This point has been driven home to me in the last few weeks. The last couple of Sundays I was here before leaving on summer vacation and study leave, some of you at the door of the church asked me, “John, what do you think of The Da Vinci Code?” As you know, it is the best-selling novel by Dan Brown. At first, I didn’t take it that seriously. But then, while on vacation this summer, other people asked me the same question. In fact, one of my friends, who was halfway through the book, opened it and said, “Tell me what you think about these particular pages.” So I read those pages and realized that in those few pages the author made some profoundly correct historical and theological observations, combined with some totally erroneous historical and theological statements. I went out and bought the novel. I am now beginning to read it. It is a wonderful piece of fiction, filled with much historical and theological truth mingled with a lot of error. My point today is not to waste your time by distinguishing between the two in a novel that many of you have not read. But it is important to know that every day you and I confront statements being made by sincere people that combine a significant mixture of truth and untruth, historical facts misstated, incorrect, along with actual beliefs genuinely held to that are counter to the historic faith once delivered to the saints. That is why we need creedal statements. That is why we are looking at The Apostles’ Creed.
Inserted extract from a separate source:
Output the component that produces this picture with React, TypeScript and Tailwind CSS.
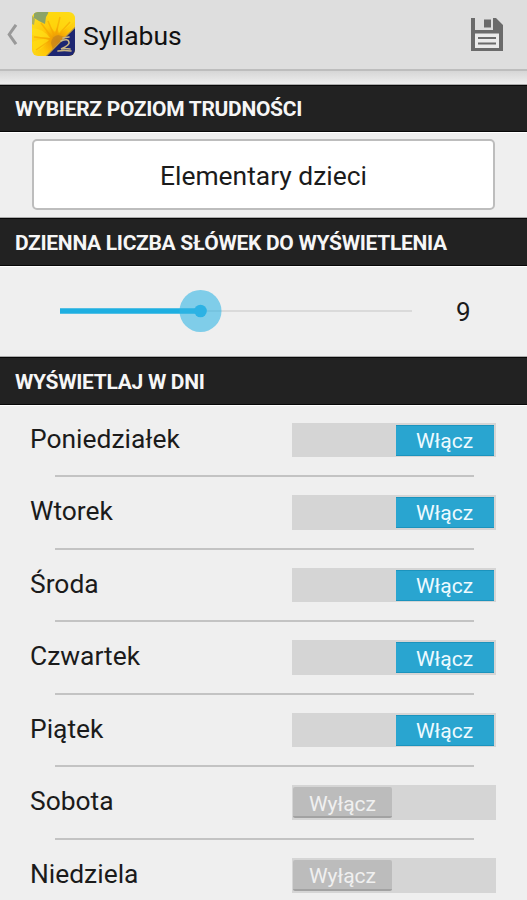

Three, we need to be able to express, in clear form, corporately, the essence of what we believe.
One of the best known simple statements of what we believe is The Apostles’ Creed. What a positive statement it makes when we stand up and, together, declare aloud the basic doctrines of our faith that have been declared publicly for centuries. It stabilizes us to have this historic connect with our theological roots.
The Apostle Paul addressed this issue most succinctly in his letter to the church at Ephesus. He acknowledged then the same problem that we have today. The first century was not that different from the twenty-first century.
This summer, as I once again visited the archeological sites of some of those cities in which Paul established churches and to whom he wrote his letters, I was astounded at how similar were the conditions then to today. There was a lot of false teaching, and there were immoral practices that were contrary to God’s will for a person. Most of these cities had a temple to the goddess Aphrodite, with all kinds of concurrent sexual immorality involved in those pagan practices. Most of these cities had a temple to the Emperor, pointing out how our political idealogy often demands that we bow down and worship before the throne of political power. Pagan gods and goddesses competed for the attention of first-century men and women. And even those who had repented of sin and put their trust in Jesus Christ found themselves in complex theological debate. This led Paul to write the believers in Ephesus:
We must no longer be children, tossed to and fro and blown about by every wind of doctrine, by people’s trickery, by their craftiness in deceitful scheming. But speaking the truth in love, we must grow up in every way into him who is the head, into Christ, from whom the whole body, joined and knit together by every ligament with which it is equipped, as each part is working properly, promotes the body’s growth in building itself up in love. (
This shows the importance of a healthy theology, undergirded by biblical truth, expressed in a succinct and positive way. That is what we have in The Apostles’ Creed. Ultimately, if you and I don’t know and understand what we believe and have it undergirding us, a basic creed, you and I will be tossed back and forth by every wind of doctrine, confused by the competing mixtures of truth and untruth, temptations and rationalizations of lifestyles as part of our everyday experience.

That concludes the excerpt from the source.